4. In view of the above-mentioned judgments and Circular, it is worthwhile to note that subsidies are given for various purposes like for promoting construction of new industries, expansion of existing industries or support for working capital requirements etc. For instance, if the object of the subsidy scheme was to enable the assessee to run the business more profitably or to meet day to day business expenditure then the receipt shall be treated as a revenue receipt. On the other hand, if the object of the assistance under the subsidy scheme was to enable the assessee to set up a new unit or to expand the existing unit, then the receipt shall be a capital receipt not chargeable to tax. Therefore, the taxability of subsidies was determined using the 'purpose test'. It should be noted that prior to Finance Act, 2015, the purpose for which subsidy was given was relevant and not the point of time of receiving the subsidy or the form in which the same was received.

(b) Position after the Finance Act, 2015

5. An amendment was made in the definition of income u/s 2(24) of the Act by the Finance Act, 2015. A new sub-clause (xviii) was inserted to the said section, which reads as under:-

'assistance in the form of subsidy or grant or cash incentive or duty drawback or waiver or concession or reimbursement (by whatever name called) by the Central Government or a State Government or any authority or body or agency in cash or kind to the assessee other than subsidy or grant or reimbursement which is taken into account for determination of actual cost of the asset in accordance with the provision of Explanation 10 to clause (1) of section 43'

6. The aforesaid amendment in the definition of income came into force w.e.f. 01.04.2016 and shall accordingly apply from A.Y. 2016-17. As per the amendment, assistance of any sort (by whatever name called) given by the Central Government or a State Government or any authority or body or agency, shall be considered as income of the Assessee except where subsidy or grant or reimbursement is considered for determination of the actual cost of the asset, in accordance with the provisions of Explanation 10 to Section 43(1) of the Act. As per Explanation 10 to Section 43(1) of the Act, in case if subsidy is received towards an asset, then the amount of the subsidy shall be reduced from the total cost of the Asset, while determining the actual cost of such asset, for the purpose of calculating depreciation u/s 32 of the Act. Purpose of doing so is that the depreciation will be allowed on the amount as reduced by the amount of assistance i.e. no depreciation shall be allowed on the cost of the Asset that is not met by the Assessee.

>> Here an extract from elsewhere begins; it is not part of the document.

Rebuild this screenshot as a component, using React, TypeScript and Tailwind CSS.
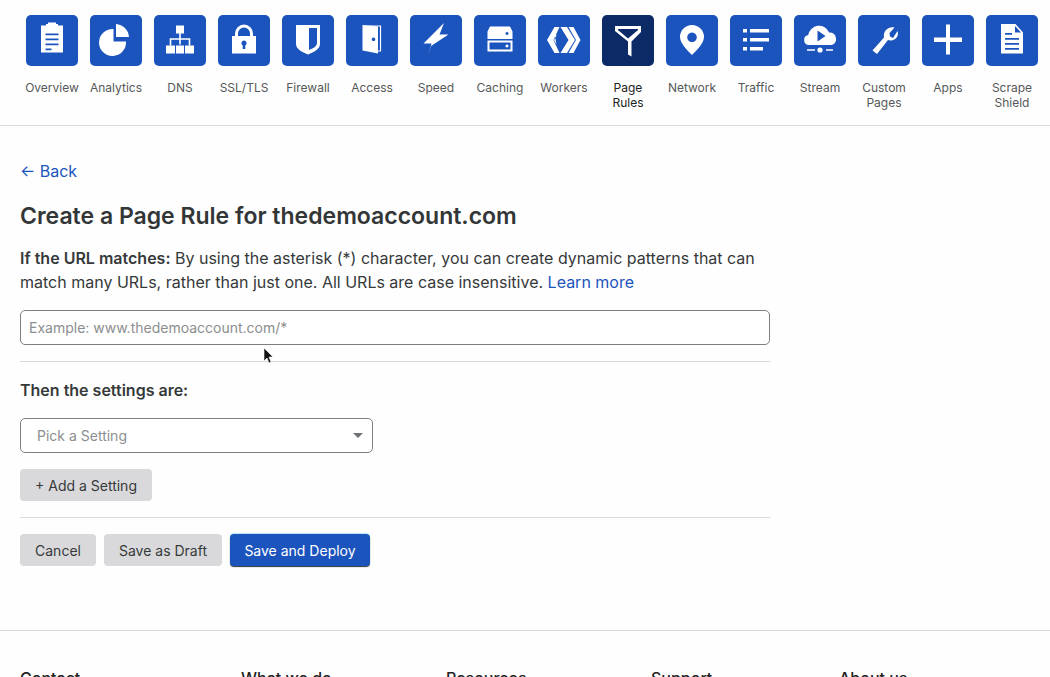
import type { ReactNode } from "react";

const W = "#ffffff";

const icons: Record<string, ReactNode> = {
  Overview: (
    <>
      <path fill={W} fillRule="evenodd" d="M15 11h5v-1.500h2v-1.500h8v1.500h2v1.500h5v27h-22zM19.500 19v1.800h13v-1.800zM19.500 24v1.800h13v-1.800zM19.500 29v1.800h13v-1.800zM19.500 34v1.800h6v-1.800z" transform="translate(0 -0.500)" />
    </>
  ),
  Analytics: (
    <>
      <path fill={W} d="M23.500 13v12.500h12.500a13.500 13.500 0 1 1-12.500-12.500z" transform="translate(0 1)" />
      <path fill={W} d="M25 10a14 14 0 0 1 13 13h-13z" transform="translate(1 -1)" />
      <path fill={W} d="M29 11a13 13 0 0 1 9 13.500 13 13 0 0 1-25 4z" opacity="0" />
    </>
  ),
  DNS: (
    <>
      <path fill={W} d="M22 11h8v8h-8zM12 31h9v8h-9zM22 31h8v8h-8zM31 31h9v8h-9z" transform="translate(0 -0.500)" />
      <path stroke={W} strokeWidth="1.600" fill="none" d="M26 18v12M16.500 31v-6.500h19v6.500" transform="translate(0 -0.500)" />
    </>
  ),
  "SSL/TLS": (
    <>
      <path fill="none" stroke={W} strokeWidth="3" d="M18.500 24v-5.500a7.500 7.500 0 0 1 15 0v5.500" />
      <path fill={W} fillRule="evenodd" d="M14 21h24v17.500h-24zM26 25.500a2.700 2.700 0 0 0-1.300 5v3.500h2.600v-3.500a2.700 2.700 0 0 0-1.300-5z" />
    </>
  ),
  Firewall: (
    <path fill={W} fillRule="evenodd" d="M14 10h24v19c0 5-6 8-12 10.500c-6-2.500-12-5.500-12-10.500zM27 13v22c4-1.800 8-3.500 8-7v-15z" />
  ),
  Access: (
    <>
      <path fill="none" stroke={W} strokeWidth="1.200" d="M18 11h16.500v25h-3" />
      <path fill={W} fillRule="evenodd" d="M15.500 11l15.500 1.500v27l-15.500-3zM26.500 23.500a1.800 1.800 0 1 0 0.010 0z" transform="translate(1 -1)" />
    </>
  ),
  Speed: <path fill={W} d="M34 8l-4.500 11.500h9l-17.500 11.500-3 9 3.500-11.500h-8z M21 31l-2 9 z" />,
  Caching: (
    <>
      <path fill={W} fillRule="evenodd" d="M16 11.500h20l2.500 5v7.500h-25v-7.500zM33 17a1.500 1.500 0 1 0 .010 0z" />
      <path fill={W} fillRule="evenodd" d="M13.500 25.500h25v11h-25zM15.500 27.500v7h21v-7zM33 29.500a1.500 1.500 0 1 0 .010 0z" />
    </>
  ),
  Workers: (
    <path fill={W} d="M18 12h5l-6 13 6 13h-5l-7.500-13zM24 12h6.500l8 13-8 13h-6.500l8-13zM32 12h5l7 13-7 13h-5l7.500-13z M17.500 16l2.500 4.500-2.500 4.500 2.500 4.500" transform="translate(-1.500 0)" />
  ),
  "Page Rules": <path fill={W} d="M14 11h26v6l-9.500 9.500v15l-3.500-2v-13l-13-10.500zM17 14v1l10 8.500 10-8.500v-1z" fillRule="evenodd" transform="translate(-1 0)" />,
  Network: (
    <path fill={W} fillRule="evenodd" d="M26 11a12 12 0 0 1 12 12c0 6-7 13-12 18-5-5-12-12-12-18a12 12 0 0 1 12-12zM26 18.500a4.800 4.800 0 1 0 .010 0z" transform="translate(0 -1)" />
  ),
  Traffic: <path fill={W} d="M13 13h4v3.500h-4zM20 13h19v3.500h-19zM13 22h4v3.500h-4zM20 22h19v3.500h-19zM13 31h4v3.500h-4zM20 31h13v3.500h-13z" transform="translate(0 1)" />,
  Stream: (
    <>
      <path fill={W} fillRule="evenodd" d="M15 30a5 5 0 0 1-.800-9.900 11 11 0 0 1 21-2.600 6.500 6.500 0 0 1 2.800 12.500zM23.500 15.500v11l8-5.500z" transform="translate(0 0)" />
      <circle cx="29" cy="35.500" r="2.600" fill={W} transform="translate(-3 -0.500)" />
      <path stroke={W} strokeWidth="1.400" d="M13 35h8M32 35h7" />
    </>
  ),
  "Custom Pages": (
    <path fill={W} d="M40 16c1.500 4-1 9-6 9.500-1.500 0-2.500-.300-3.500-.500l-11 14-4.500-3.500 11.500-13c-.500-2 0-5.500 2-7.500 2-2 5-3.500 8.500-2.500l-5 5.500.500 3.500 3 1.500z" transform="translate(-0.500 0)" />
  ),
  Apps: <path fill={W} d="M24 10h4v13h12v4.500h-12v12.500h-4v-12.500h-12v-4.500h12z" transform="translate(0 -0.500)" />,
  "Scrape Shield": (
    <path fill={W} fillRule="evenodd" d="M15 9h14.500l7.500 8.500v21h-22zM29 11v6.500h6zM19 18v1.800h7v-1.800zM19 23v1.800h14v-1.800zM19 28v1.800h14v-1.800zM19 33v1.800h14v-1.800z" />
  ),
};

const navItems = [
  "Overview", "Analytics", "DNS", "SSL/TLS", "Firewall", "Access", "Speed", "Caching",
  "Workers", "Page Rules", "Network", "Traffic", "Stream", "Custom Pages", "Apps", "Scrape Shield",
];

const footerColumns = [
  { title: "Contact", className: "w-[221px]" },
  { title: "What we do", className: "w-[205px]" },
  { title: "Resources", className: "w-[205px]" },
  { title: "Support", className: "w-[188px]" },
  { title: "About us", className: "" },
];

export default function App() {
  return (
    <div className="relative h-[677px] overflow-hidden bg-[#fefefe] font-['Inter',sans-serif] text-[#36393a]">
      <nav className="flex h-[126px] items-start border-b border-[#d9d9de] pl-[20px] pt-[15px]">
        {navItems.map((name) => (
          <div key={name} className="flex w-[64px] shrink-0 flex-col items-center">
            <div className={`h-[51px] w-[52px] rounded-[5px] ${name === "Page Rules" ? "bg-[#0c2a66]" : "bg-[#1c54bd]"}`}>
              <svg viewBox="0 0 52 51" className="h-[51px] w-[52px]">
                {icons[name]}
              </svg>
            </div>
            <span className={`mt-[14px] w-[60px] text-center text-[12px] leading-[15px] whitespace-pre-line ${name === "Page Rules" ? "whitespace-nowrap text-[#222]" : "text-[#555859]"}`}>
              {name === "Custom Pages" ? "Custom\nPages" : name === "Scrape Shield" ? "Scrape\nShield" : name}
            </span>
          </div>
        ))}
      </nav>

      <main className="w-[770px] pl-[20px] pt-[33px]">
        <a className="block text-[16px] leading-[24px] text-[#1c54bd]">← Back</a>
        <h1 className="mt-[18px] text-[23px] leading-[30px] font-semibold text-[#333637]">
          Create a Page Rule for thedemoaccount.com
        </h1>
        <p className="mt-[15px] text-[16px] leading-[24px]">
          <strong className="font-semibold">If the URL matches:</strong> By using the asterisk (*) character, you can create dynamic patterns that can
          match many URLs, rather than just one. All URLs are case insensitive.{" "}
          <a className="text-[#1c54bd]">Learn more</a>
        </p>
        <div className="mt-[16px] flex h-[35px] items-center rounded-[5px] border border-[#7d8083] bg-white pl-[8px] text-[14px] text-[#8b8e90]">
          Example: www.thedemoaccount.com/*
        </div>
        <div className="mt-[16px] border-t border-[#d9d9de]" />
        <h2 className="mt-[16px] text-[16px] leading-[24px] font-semibold">Then the settings are:</h2>
        <div className="mt-[16px] flex h-[35px] w-[353px] items-center justify-between rounded-[5px] border border-[#7d8083] bg-white pl-[16px] pr-[9px] text-[14px] text-[#8b8e90]">
          Pick a Setting
          <span className="h-0 w-0 border-x-[5px] border-t-[5px] border-x-transparent border-t-[#6f7274]" />
        </div>
        <button className="mt-[16px] block h-[32px] w-[132px] rounded-[4px] bg-[#d9d9db] text-[14px] text-[#36393a]">
          + Add a Setting
        </button>
        <div className="mt-[16px] border-t border-[#d9d9de]" />
        <div className="mt-[16px] flex gap-[8px]">
          <button className="h-[32px] w-[76px] rounded-[4px] bg-[#d9d9db] text-[14px]">Cancel</button>
          <button className="h-[32px] w-[118px] rounded-[4px] bg-[#d9d9db] text-[14px]">Save as Draft</button>
          <button className="h-[32px] w-[140px] rounded-[4px] bg-[#1c54bd] text-[14px] text-white shadow-[0_-1px_1px_#b5e4f5,0_1px_1px_#30343a]">
            Save and Deploy
          </button>
        </div>
      </main>

      <footer className="mt-[64px] flex border-t border-[#d9d9de] pl-[20px] pt-[35px]">
        {footerColumns.map((col) => (
          <h3 key={col.title} className={`${col.className} text-[16px] leading-[24px] font-medium text-[#222]`}>
            {col.title}
          </h3>
        ))}
      </footer>

      {/* mouse pointer caught in the screenshot */}
      <svg viewBox="0 0 12 18" className="absolute left-[263px] top-[347px] h-[18px] w-[12px]">
        <path d="M1 1v13l3-3 2 5 2-1-2-5h4z" fill="#111" stroke="#fff" strokeWidth="0.600" />
      </svg>
    </div>
  );
}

7. Sub-clause (xviii) to Section 2(24) of the Act as inserted by the Finance Act, 2015, was amended by the Finance Act, 2016, wherein one more exception was inserted that the subsidy or grant provided by the Central Government for the purpose of the corpus of a trust/institution established by the Central or State Government, shall not be considered as income. Therefore, any subsidy, other than the one specifically excluded from the definition of income shall be recognised as income of the Assessee, irrespective of the fact such subsidy is a capital receipt or revenue receipt. Let's take few examples to understand the provisions of Section 2(24)(xviii) of the Act. The same are given hereunder:

(1) The government of Chhattisgarh introduces a scheme under the name of Industrial Promotional Scheme, 2018. As per the scheme, the eligible recipient/manufacturer would get reimbursement of the amount of VAT paid by it for a period of 10 years. In view of the said facts, a question arises that can the assistance given by the Chhattisgarh Government in form of reimbursement of the amount of VAT paid by the eligible recipient/manufacturer, be classified as income u/s 2(24)(xviii) of the Act?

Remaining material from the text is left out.